OPINIÃO
O Novo Banco e uma nova política
JOÃO MIGUEL TAVARES 05/08/2014 / PÚBLICO
Sem uma nova política jamais teria sido possível um Novo Banco – e isso
deve ser sublinhado.
Seria muito fácil
estar aqui a fazer a lista de todas as coisas que podem correr mal, ou que
simplesmente não estão bem explicadas, na solução encontrada pelo Banco de
Portugal e pelo Governo para o descalabro do BES. Também não seria difícil
apontar contradições nos discursos de Carlos Costa e Passos Coelho. Mas, muito
de vez em quando, convém pôr em suspensão o modo-trauliteiro com que
habitualmente nos dirigimos a quem manda em nós, olhar bem para o contexto, e
reconhecer o esforço feito para encontrar uma saída justa e decente para a
injusta e indecente gestão do Banco Espírito Santo.
Isto não é, de
todo, habitual. A política e a economia não são actividades de meninos de coro,
e num país tão pequeno e informal como o nosso os interesses corporativos têm
uma força desmesurada. E é precisamente por ser tão pouco habitual que deve ser
celebrado – este fim-de-semana houve muita gente, do Banco de Portugal ao
Governo, passando pela própria Presidência da República, que esteve empenhada
em defender o interesse nacional, e que quando foi obrigada a escolher entre
contribuintes e accionistas, optou por proteger os contribuintes e deixar cair
os accionistas. Parece evidente, não é? Só que ninguém antes o tinha feito.
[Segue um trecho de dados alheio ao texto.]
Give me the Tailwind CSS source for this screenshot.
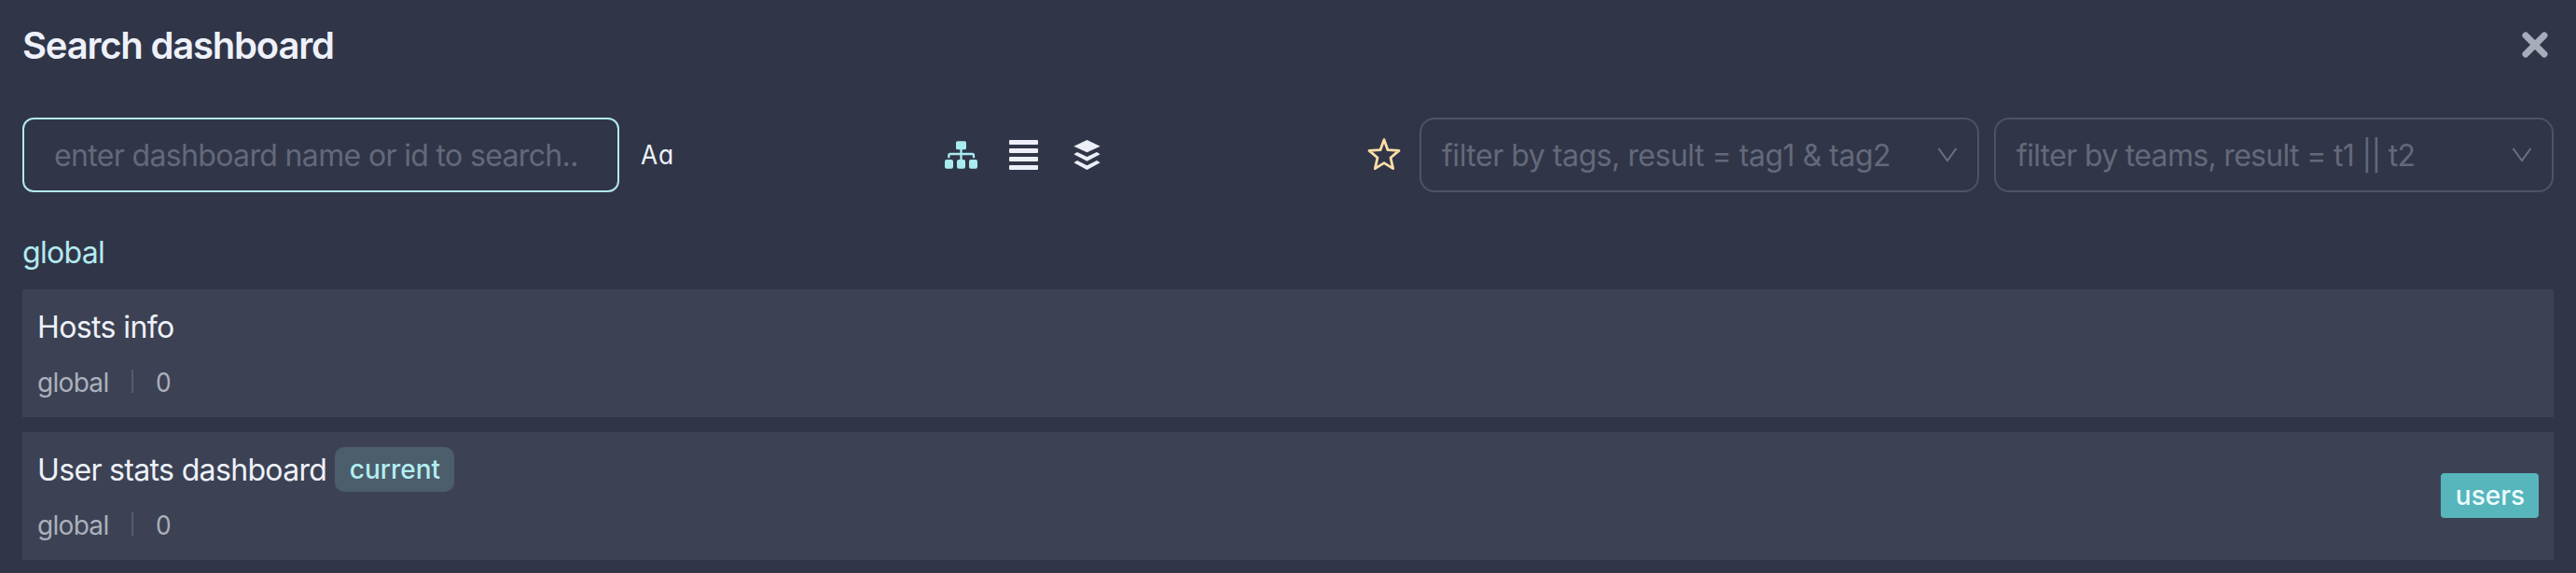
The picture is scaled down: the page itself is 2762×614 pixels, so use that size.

Há
um ou dois anos, o BES teria sido considerado too big to fail.
Perante isto,
reagir à solução encontrada por Carlos Costa, Vítor Bento e governo com o velho
encolher de ombros é apenas uma forma cínica de igualar tudo, como se entre BPN
e BES não existissem diferenças radicais. Convém tirar a rezinga do
piloto-automático. A solução encontrada para o caso BES foi o anti-BPN – antes,
o que era bom (a SLN) permaneceu escandalosamente nas mãos dos accionistas,
enquanto o que era mau (o BPN) ficou nas mãos dos contribuintes; agora, o que é
bom fica nas mãos dos contribuintes (o Novo Banco), enquanto o que é mau (o
lixo do BES) fica nas mãos dos accionistas. Esta solução, para os pequenos
accionistas e para alguns credores, poderá até ser injusta – mas, por uma vez,
ninguém poderá acusar o Estado de estar a manobrar para proteger os
“poderosos”. Mesmo que a venda do Novo Banco fique aquém dos 4,9 mil milhões
agora injectados, é o sistema financeiro português que terá de assumir a
diferença. O Zé Povinho fica de fora.
Claro que ainda
falta um segundo momento em todo este processo – aquele em que os
administradores do BES serão punidos pela justiça. As acusações de Carlos Costa
foram de tal forma explícitas que ninguém pode acreditar que um buraco de cinco
mil milhões de euros se cavou sozinho. O povo precisa desesperadamente de ver
certos frequentadores da Comporta atrás das grades: nós não podemos continuar a
viver num país em que o Sr. Santos vai preso porque roubou 100 mil euros com
uma pistola, enquanto o Dr. Espírito Santo é convidado a demitir-se porque fez
desaparecer 100 milhões de euros com uma caneta.
Mas se há muito
por fazer, muito por julgar, e muita coisa para correr mal, a verdade é que nos
últimos dias as instituições portuguesas e europeias enfrentaram
competentemente uma situação dificílima. Quando até o PS reconhece isso, é
porque estamos perante o óbvio ululante. Mais: se o governo vier a conseguir
vender o Novo Banco até ao fim do ano, chutando-o para fora das contas do
défice, então este será, após o “irrevogável”, o segundo coelho consecutivo que
Passos tira da cartola. O Verão faz-lhe bem.